▶ **REQUIREMENTS**:
Extract the whole listing as it stands. Do not include the pictures.

▶ **INFORMATION PROVIDED**:
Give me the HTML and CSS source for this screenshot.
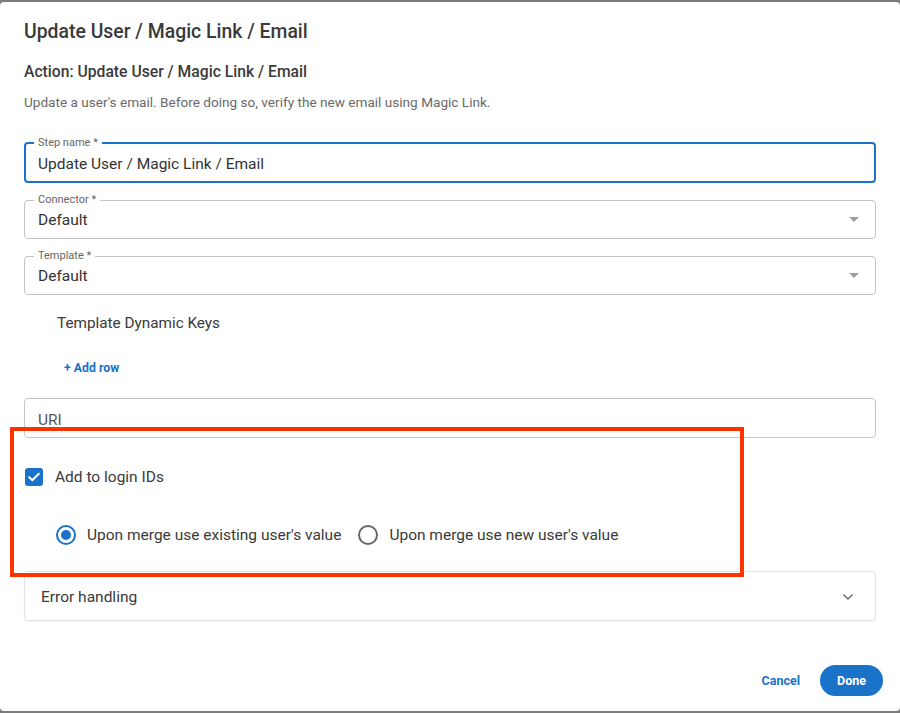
FILE: index.html
```html
<!DOCTYPE html>
<html lang="en">
<head>
<meta charset="utf-8">
<title>Update User / Magic Link / Email</title>
<link rel="stylesheet" href="styles.css">
</head>
<body>
<div class="dialog">
  <h1 class="title">Update User / Magic Link / Email</h1>
  <h2 class="action">Action: Update User / Magic Link / Email</h2>
  <p class="desc">Update a user's email. Before doing so, verify the new email using Magic Link.</p>

  <fieldset class="field focused">
    <legend>Step name *</legend>
    <div class="value">Update User / Magic Link / Email</div>
  </fieldset>

  <fieldset class="field select">
    <legend>Connector *</legend>
    <div class="value">Default</div>
    <span class="caret"></span>
  </fieldset>

  <fieldset class="field select">
    <legend>Template *</legend>
    <div class="value">Default</div>
    <span class="caret"></span>
  </fieldset>

  <div class="keys-title">Template Dynamic Keys</div>
  <a class="add-row">+ Add row</a>

  <div class="field plain"><span class="placeholder">URI</span></div>

  <label class="check-row">
    <span class="checkbox">
      <svg viewBox="0 0 18 18" width="18" height="18"><path d="M4.2 9.3l3.1 3 6.5-6.6" fill="none" stroke="#fff" stroke-width="2" stroke-linecap="round" stroke-linejoin="round"/></svg>
    </span>
    <span>Add to login IDs</span>
  </label>

  <div class="radio-row">
    <label class="radio-opt"><span class="radio on"></span><span>Upon merge use existing user's value</span></label>
    <label class="radio-opt"><span class="radio"></span><span>Upon merge use new user's value</span></label>
  </div>

  <div class="accordion">
    <span>Error handling</span>
    <svg class="chev" viewBox="0 0 12 8" width="12" height="8"><path d="M1.5 1.5l4.5 4.5 4.5-4.5" fill="none" stroke="#666" stroke-width="1.4"/></svg>
  </div>

  <div class="actions">
    <button class="btn-text">Cancel</button>
    <button class="btn-primary">Done</button>
  </div>

  <div class="highlight"></div>
</div>
</body>
</html>
```

FILE: styles.css
```css
* { box-sizing: border-box; }

html, body {
  margin: 0;
  height: 713px;
  overflow: hidden;
}

body {
  background: #7c7c7c;
  padding-top: 2px;
  font-family: Roboto, "Liberation Sans", sans-serif;
  color: #333;
}

.dialog {
  position: relative;
  background: #fff;
  height: 709px;
  width: 900px;
  border-radius: 4px;
  padding: 0 24px;
  display: flex;
  flex-direction: column;
}

.title {
  margin: 18px 0 0;
  font-size: 19.4px;
  line-height: 24px;
  font-weight: 500;
  color: #3a3a3a;
}

.action {
  margin: 18px 0 0;
  font-size: 15.7px;
  line-height: 20px;
  font-weight: 500;
  color: #3a3a3a;
}

.desc {
  margin: 11px 0 0;
  font-size: 13.6px;
  line-height: 18px;
  color: #6a6a6a;
}

.field {
  margin: 11px 0 0;
  padding: 0;
  border: 1px solid #c4c4c4;
  border-radius: 4px;
  min-width: 0;
  display: flex;
  align-items: center;
}

.field legend {
  font-size: 11px;
  line-height: 12px;
  color: #666;
  padding: 0 4px;
  margin-left: 9px;
}

.field .value {
  flex: 1;
  font-size: 15.5px;
  line-height: 20px;
  color: #333;
  padding: 4px 0 8px 13px;
}

.field.focused {
  margin-top: 26px;
  border: 2px solid #1b72c9;
}

.field.focused legend { margin-left: 8px; }

.field.focused .value {
  padding: 5px 0 7px 12px;
}

.caret {
  width: 0;
  height: 0;
  border-left: 5px solid transparent;
  border-right: 5px solid transparent;
  border-top: 5px solid #9e9e9e;
  margin: 0 16px 0 0;
  position: relative;
  top: -3px;
}

.keys-title {
  margin-top: 18px;
  padding-left: 33px;
  font-size: 15.3px;
  line-height: 20px;
  color: #3a3a3a;
}

.add-row {
  margin-top: 27px;
  padding-left: 40px;
  font-size: 12.3px;
  line-height: 16px;
  font-weight: 700;
  color: #1b72c9;
}

.field.plain {
  margin-top: 22px;
  height: 40px;
  padding: 4px 0 0 13px;
}

.placeholder {
  font-size: 15.5px;
  line-height: 20px;
  color: #555;
}

.check-row {
  margin-top: 27px;
  display: flex;
  align-items: center;
  gap: 12px;
  height: 24px;
  font-size: 15.5px;
  color: #3a3a3a;
}

.checkbox {
  width: 18px;
  height: 18px;
  margin-left: 1px;
  border-radius: 3px;
  background: #1b72c9;
  display: flex;
}

.radio-row {
  margin-top: 34px;
  display: flex;
  align-items: center;
  height: 24px;
  padding-left: 32px;
  gap: 17px;
  font-size: 15.5px;
  color: #3a3a3a;
}

.radio-opt {
  display: flex;
  align-items: center;
  gap: 11px;
}

.radio {
  width: 20px;
  height: 20px;
  border-radius: 50%;
  border: 2px solid #666;
  display: flex;
  align-items: center;
  justify-content: center;
}

.radio.on { border-color: #1b72c9; }

.radio.on::after {
  content: "";
  width: 10px;
  height: 10px;
  border-radius: 50%;
  background: #1b72c9;
}

.accordion {
  margin-top: 24px;
  height: 50px;
  border: 1px solid #e2e2e2;
  border-radius: 4px;
  box-shadow: 0 1px 2px rgba(0,0,0,0.06);
  display: flex;
  align-items: center;
  justify-content: space-between;
  padding: 2px 21px 0 16px;
  font-size: 15.5px;
  color: #3a3a3a;
}

.actions {
  margin-top: 44px;
  margin-right: -7px;
  display: flex;
  justify-content: flex-end;
  align-items: center;
  gap: 20px;
}

.actions button {
  font-family: inherit;
  font-size: 12.5px;
  font-weight: 700;
  border: none;
  cursor: pointer;
}

.btn-text {
  background: none;
  color: #1b72c9;
  padding: 0;
}

.btn-primary {
  background: #1b72c9;
  color: #fff;
  width: 63px;
  height: 31px;
  border-radius: 16px;
  padding: 0;
}

.highlight {
  position: absolute;
  left: 10px;
  top: 425px;
  width: 734px;
  height: 150px;
  border: 4px solid #fe3300;
  pointer-events: none;
}
```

▶ **ANSWER TO THIS TASK**:
Give me the HTML and CSS source for this screenshot.
FILE: index.html
```html
<!DOCTYPE html>
<html lang="en">
<head>
<meta charset="utf-8">
<title>Update User / Magic Link / Email</title>
<link rel="stylesheet" href="styles.css">
</head>
<body>
<div class="dialog">
  <h1 class="title">Update User / Magic Link / Email</h1>
  <h2 class="action">Action: Update User / Magic Link / Email</h2>
  <p class="desc">Update a user's email. Before doing so, verify the new email using Magic Link.</p>

  <fieldset class="field focused">
    <legend>Step name *</legend>
    <div class="value">Update User / Magic Link / Email</div>
  </fieldset>

  <fieldset class="field select">
    <legend>Connector *</legend>
    <div class="value">Default</div>
    <span class="caret"></span>
  </fieldset>

  <fieldset class="field select">
    <legend>Template *</legend>
    <div class="value">Default</div>
    <span class="caret"></span>
  </fieldset>

  <div class="keys-title">Template Dynamic Keys</div>
  <a class="add-row">+ Add row</a>

  <div class="field plain"><span class="placeholder">URI</span></div>

  <label class="check-row">
    <span class="checkbox">
      <svg viewBox="0 0 18 18" width="18" height="18"><path d="M4.2 9.3l3.1 3 6.5-6.6" fill="none" stroke="#fff" stroke-width="2" stroke-linecap="round" stroke-linejoin="round"/></svg>
    </span>
    <span>Add to login IDs</span>
  </label>

  <div class="radio-row">
    <label class="radio-opt"><span class="radio on"></span><span>Upon merge use existing user's value</span></label>
    <label class="radio-opt"><span class="radio"></span><span>Upon merge use new user's value</span></label>
  </div>

  <div class="accordion">
    <span>Error handling</span>
    <svg class="chev" viewBox="0 0 12 8" width="12" height="8"><path d="M1.5 1.5l4.5 4.5 4.5-4.5" fill="none" stroke="#666" stroke-width="1.4"/></svg>
  </div>

  <div class="actions">
    <button class="btn-text">Cancel</button>
    <button class="btn-primary">Done</button>
  </div>

  <div class="highlight"></div>
</div>
</body>
</html>
```

FILE: styles.css
```css
* { box-sizing: border-box; }

html, body {
  margin: 0;
  height: 713px;
  overflow: hidden;
}

body {
  background: #7c7c7c;
  padding-top: 2px;
  font-family: Roboto, "Liberation Sans", sans-serif;
  color: #333;
}

.dialog {
  position: relative;
  background: #fff;
  height: 709px;
  width: 900px;
  border-radius: 4px;
  padding: 0 24px;
  display: flex;
  flex-direction: column;
}

.title {
  margin: 18px 0 0;
  font-size: 19.4px;
  line-height: 24px;
  font-weight: 500;
  color: #3a3a3a;
}

.action {
  margin: 18px 0 0;
  font-size: 15.7px;
  line-height: 20px;
  font-weight: 500;
  color: #3a3a3a;
}

.desc {
  margin: 11px 0 0;
  font-size: 13.6px;
  line-height: 18px;
  color: #6a6a6a;
}

.field {
  margin: 11px 0 0;
  padding: 0;
  border: 1px solid #c4c4c4;
  border-radius: 4px;
  min-width: 0;
  display: flex;
  align-items: center;
}

.field legend {
  font-size: 11px;
  line-height: 12px;
  color: #666;
  padding: 0 4px;
  margin-left: 9px;
}

.field .value {
  flex: 1;
  font-size: 15.5px;
  line-height: 20px;
  color: #333;
  padding: 4px 0 8px 13px;
}

.field.focused {
  margin-top: 26px;
  border: 2px solid #1b72c9;
}

.field.focused legend { margin-left: 8px; }

.field.focused .value {
  padding: 5px 0 7px 12px;
}

.caret {
  width: 0;
  height: 0;
  border-left: 5px solid transparent;
  border-right: 5px solid transparent;
  border-top: 5px solid #9e9e9e;
  margin: 0 16px 0 0;
  position: relative;
  top: -3px;
}

.keys-title {
  margin-top: 18px;
  padding-left: 33px;
  font-size: 15.3px;
  line-height: 20px;
  color: #3a3a3a;
}

.add-row {
  margin-top: 27px;
  padding-left: 40px;
  font-size: 12.3px;
  line-height: 16px;
  font-weight: 700;
  color: #1b72c9;
}

.field.plain {
  margin-top: 22px;
  height: 40px;
  padding: 4px 0 0 13px;
}

.placeholder {
  font-size: 15.5px;
  line-height: 20px;
  color: #555;
}

.check-row {
  margin-top: 27px;
  display: flex;
  align-items: center;
  gap: 12px;
  height: 24px;
  font-size: 15.5px;
  color: #3a3a3a;
}

.checkbox {
  width: 18px;
  height: 18px;
  margin-left: 1px;
  border-radius: 3px;
  background: #1b72c9;
  display: flex;
}

.radio-row {
  margin-top: 34px;
  display: flex;
  align-items: center;
  height: 24px;
  padding-left: 32px;
  gap: 17px;
  font-size: 15.5px;
  color: #3a3a3a;
}

.radio-opt {
  display: flex;
  align-items: center;
  gap: 11px;
}

.radio {
  width: 20px;
  height: 20px;
  border-radius: 50%;
  border: 2px solid #666;
  display: flex;
  align-items: center;
  justify-content: center;
}

.radio.on { border-color: #1b72c9; }

.radio.on::after {
  content: "";
  width: 10px;
  height: 10px;
  border-radius: 50%;
  background: #1b72c9;
}

.accordion {
  margin-top: 24px;
  height: 50px;
  border: 1px solid #e2e2e2;
  border-radius: 4px;
  box-shadow: 0 1px 2px rgba(0,0,0,0.06);
  display: flex;
  align-items: center;
  justify-content: space-between;
  padding: 2px 21px 0 16px;
  font-size: 15.5px;
  color: #3a3a3a;
}

.actions {
  margin-top: 44px;
  margin-right: -7px;
  display: flex;
  justify-content: flex-end;
  align-items: center;
  gap: 20px;
}

.actions button {
  font-family: inherit;
  font-size: 12.5px;
  font-weight: 700;
  border: none;
  cursor: pointer;
}

.btn-text {
  background: none;
  color: #1b72c9;
  padding: 0;
}

.btn-primary {
  background: #1b72c9;
  color: #fff;
  width: 63px;
  height: 31px;
  border-radius: 16px;
  padding: 0;
}

.highlight {
  position: absolute;
  left: 10px;
  top: 425px;
  width: 734px;
  height: 150px;
  border: 4px solid #fe3300;
  pointer-events: none;
}
```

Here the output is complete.